------ Extracted entries ------

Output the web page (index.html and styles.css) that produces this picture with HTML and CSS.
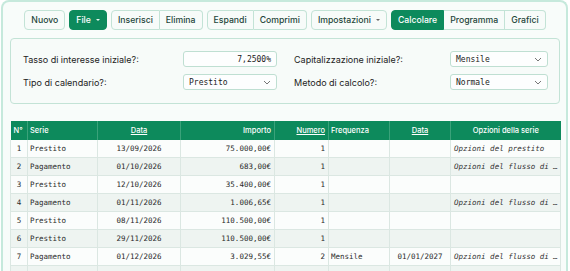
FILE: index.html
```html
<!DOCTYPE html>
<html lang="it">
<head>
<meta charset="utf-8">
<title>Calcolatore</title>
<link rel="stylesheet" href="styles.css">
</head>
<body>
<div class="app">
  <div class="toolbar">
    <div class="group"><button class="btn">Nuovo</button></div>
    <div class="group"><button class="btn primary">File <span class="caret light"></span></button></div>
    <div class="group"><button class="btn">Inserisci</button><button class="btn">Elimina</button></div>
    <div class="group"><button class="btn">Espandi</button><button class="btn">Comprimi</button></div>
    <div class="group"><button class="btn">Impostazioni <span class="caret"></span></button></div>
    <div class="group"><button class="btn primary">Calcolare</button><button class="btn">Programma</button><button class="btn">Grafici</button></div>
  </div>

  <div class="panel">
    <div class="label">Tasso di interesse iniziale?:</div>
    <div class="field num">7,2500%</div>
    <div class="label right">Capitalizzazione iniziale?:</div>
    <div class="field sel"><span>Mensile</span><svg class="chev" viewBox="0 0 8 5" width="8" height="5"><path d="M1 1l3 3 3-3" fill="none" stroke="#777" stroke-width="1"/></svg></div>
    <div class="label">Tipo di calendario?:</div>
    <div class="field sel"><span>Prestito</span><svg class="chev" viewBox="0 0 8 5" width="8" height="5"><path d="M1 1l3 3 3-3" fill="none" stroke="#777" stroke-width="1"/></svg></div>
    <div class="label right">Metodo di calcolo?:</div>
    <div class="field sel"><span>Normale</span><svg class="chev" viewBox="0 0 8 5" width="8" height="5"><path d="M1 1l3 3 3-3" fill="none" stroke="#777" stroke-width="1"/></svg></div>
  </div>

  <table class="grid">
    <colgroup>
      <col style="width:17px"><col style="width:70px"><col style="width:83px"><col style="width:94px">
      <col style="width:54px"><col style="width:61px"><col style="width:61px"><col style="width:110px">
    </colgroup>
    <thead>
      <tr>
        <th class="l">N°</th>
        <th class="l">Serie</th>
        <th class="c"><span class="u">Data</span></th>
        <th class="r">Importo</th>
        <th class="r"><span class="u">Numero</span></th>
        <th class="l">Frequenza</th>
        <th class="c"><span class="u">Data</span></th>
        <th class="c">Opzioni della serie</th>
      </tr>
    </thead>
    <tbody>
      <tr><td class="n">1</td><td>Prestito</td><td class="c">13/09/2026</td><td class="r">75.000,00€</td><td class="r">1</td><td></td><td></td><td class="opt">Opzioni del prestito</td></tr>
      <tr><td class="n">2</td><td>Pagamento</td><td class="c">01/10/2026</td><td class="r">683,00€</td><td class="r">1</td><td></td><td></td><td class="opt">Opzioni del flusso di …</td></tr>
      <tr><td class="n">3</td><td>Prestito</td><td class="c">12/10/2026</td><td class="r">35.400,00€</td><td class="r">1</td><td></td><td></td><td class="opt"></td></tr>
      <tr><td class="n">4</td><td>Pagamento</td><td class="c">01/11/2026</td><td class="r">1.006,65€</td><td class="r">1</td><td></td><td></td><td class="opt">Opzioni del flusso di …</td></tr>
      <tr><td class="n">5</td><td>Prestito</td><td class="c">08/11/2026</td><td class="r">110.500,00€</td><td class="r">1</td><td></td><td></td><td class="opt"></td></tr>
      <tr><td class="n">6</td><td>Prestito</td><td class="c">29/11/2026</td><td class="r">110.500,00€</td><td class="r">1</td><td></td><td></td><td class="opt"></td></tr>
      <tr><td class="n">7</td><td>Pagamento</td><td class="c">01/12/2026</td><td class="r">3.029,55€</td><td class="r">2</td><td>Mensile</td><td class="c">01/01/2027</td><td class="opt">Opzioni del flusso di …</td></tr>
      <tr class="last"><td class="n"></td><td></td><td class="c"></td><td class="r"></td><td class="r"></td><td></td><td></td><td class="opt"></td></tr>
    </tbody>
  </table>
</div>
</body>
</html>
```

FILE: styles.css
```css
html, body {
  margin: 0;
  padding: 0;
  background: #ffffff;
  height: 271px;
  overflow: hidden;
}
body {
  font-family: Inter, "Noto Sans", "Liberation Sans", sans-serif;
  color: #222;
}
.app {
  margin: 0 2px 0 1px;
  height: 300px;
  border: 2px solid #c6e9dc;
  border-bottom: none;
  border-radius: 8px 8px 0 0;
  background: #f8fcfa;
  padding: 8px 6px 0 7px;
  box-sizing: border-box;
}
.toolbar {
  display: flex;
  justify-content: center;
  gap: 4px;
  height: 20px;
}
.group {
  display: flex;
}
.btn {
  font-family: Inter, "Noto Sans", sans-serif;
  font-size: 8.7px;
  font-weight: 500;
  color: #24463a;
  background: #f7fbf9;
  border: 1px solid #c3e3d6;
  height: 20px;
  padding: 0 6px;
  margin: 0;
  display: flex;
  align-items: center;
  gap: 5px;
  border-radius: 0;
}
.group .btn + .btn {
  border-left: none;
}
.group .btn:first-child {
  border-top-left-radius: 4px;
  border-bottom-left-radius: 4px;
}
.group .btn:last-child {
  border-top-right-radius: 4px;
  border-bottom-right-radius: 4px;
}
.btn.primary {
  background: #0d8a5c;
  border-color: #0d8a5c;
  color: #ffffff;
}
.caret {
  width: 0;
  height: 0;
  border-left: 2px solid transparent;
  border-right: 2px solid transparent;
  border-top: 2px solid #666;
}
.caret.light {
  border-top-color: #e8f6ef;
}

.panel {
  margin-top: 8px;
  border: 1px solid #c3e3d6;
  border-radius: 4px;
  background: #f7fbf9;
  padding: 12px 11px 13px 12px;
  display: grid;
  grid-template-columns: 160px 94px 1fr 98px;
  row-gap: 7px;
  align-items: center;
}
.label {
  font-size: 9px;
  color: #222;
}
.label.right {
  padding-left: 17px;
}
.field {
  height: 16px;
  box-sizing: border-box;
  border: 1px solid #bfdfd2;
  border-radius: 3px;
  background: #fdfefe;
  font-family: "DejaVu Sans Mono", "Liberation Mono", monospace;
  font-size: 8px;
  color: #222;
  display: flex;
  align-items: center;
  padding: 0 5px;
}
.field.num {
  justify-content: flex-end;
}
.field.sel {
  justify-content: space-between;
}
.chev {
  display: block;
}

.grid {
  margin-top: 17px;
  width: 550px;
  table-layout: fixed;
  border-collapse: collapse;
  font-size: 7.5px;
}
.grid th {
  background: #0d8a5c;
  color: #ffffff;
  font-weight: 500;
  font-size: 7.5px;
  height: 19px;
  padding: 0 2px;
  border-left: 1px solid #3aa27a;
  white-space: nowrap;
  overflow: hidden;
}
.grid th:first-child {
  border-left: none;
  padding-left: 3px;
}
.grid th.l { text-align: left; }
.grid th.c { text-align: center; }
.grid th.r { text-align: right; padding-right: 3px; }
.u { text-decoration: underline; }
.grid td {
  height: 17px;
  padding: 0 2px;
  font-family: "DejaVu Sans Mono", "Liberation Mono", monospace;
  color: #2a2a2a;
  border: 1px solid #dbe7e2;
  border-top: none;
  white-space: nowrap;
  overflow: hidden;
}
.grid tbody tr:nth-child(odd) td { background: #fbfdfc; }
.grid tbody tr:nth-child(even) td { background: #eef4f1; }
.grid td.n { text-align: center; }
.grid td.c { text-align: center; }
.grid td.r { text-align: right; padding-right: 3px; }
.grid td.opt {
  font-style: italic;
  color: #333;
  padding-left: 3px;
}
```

------
------ Extracted entries ------

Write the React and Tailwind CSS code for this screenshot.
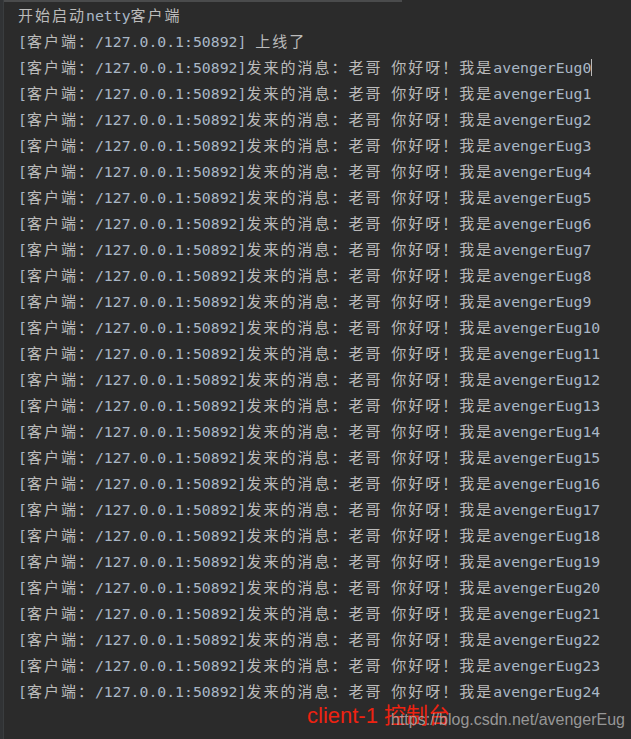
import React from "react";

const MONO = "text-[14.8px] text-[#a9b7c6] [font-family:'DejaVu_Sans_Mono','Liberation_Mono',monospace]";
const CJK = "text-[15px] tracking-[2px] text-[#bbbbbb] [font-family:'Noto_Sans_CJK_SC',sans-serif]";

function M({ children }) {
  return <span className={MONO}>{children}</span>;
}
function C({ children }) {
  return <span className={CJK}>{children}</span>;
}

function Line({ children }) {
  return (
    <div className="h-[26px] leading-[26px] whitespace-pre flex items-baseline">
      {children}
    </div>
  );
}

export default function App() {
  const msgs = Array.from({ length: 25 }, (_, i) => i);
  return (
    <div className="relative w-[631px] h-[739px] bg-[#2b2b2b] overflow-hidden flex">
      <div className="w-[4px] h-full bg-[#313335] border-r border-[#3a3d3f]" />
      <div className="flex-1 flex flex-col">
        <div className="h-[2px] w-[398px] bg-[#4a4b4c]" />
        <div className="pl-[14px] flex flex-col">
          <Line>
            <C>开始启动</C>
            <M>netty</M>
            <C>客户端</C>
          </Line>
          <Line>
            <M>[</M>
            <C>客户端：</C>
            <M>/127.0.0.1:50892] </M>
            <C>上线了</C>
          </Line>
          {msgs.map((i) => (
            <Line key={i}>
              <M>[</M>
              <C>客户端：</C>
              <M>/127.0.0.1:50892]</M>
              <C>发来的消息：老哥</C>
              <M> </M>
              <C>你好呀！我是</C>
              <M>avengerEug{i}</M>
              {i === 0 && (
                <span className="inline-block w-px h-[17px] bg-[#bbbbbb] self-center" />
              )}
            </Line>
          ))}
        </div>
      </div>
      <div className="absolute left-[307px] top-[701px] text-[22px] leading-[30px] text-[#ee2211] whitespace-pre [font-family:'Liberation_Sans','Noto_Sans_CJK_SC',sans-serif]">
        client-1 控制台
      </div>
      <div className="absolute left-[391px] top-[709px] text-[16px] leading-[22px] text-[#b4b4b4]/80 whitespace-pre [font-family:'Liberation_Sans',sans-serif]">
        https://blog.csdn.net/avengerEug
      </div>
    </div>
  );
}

------

** Job **
Out of the records, collect only those lines that contain the string "React".

** Exercise answer **
Write the React and Tailwind CSS code for this screenshot.
import React from "react";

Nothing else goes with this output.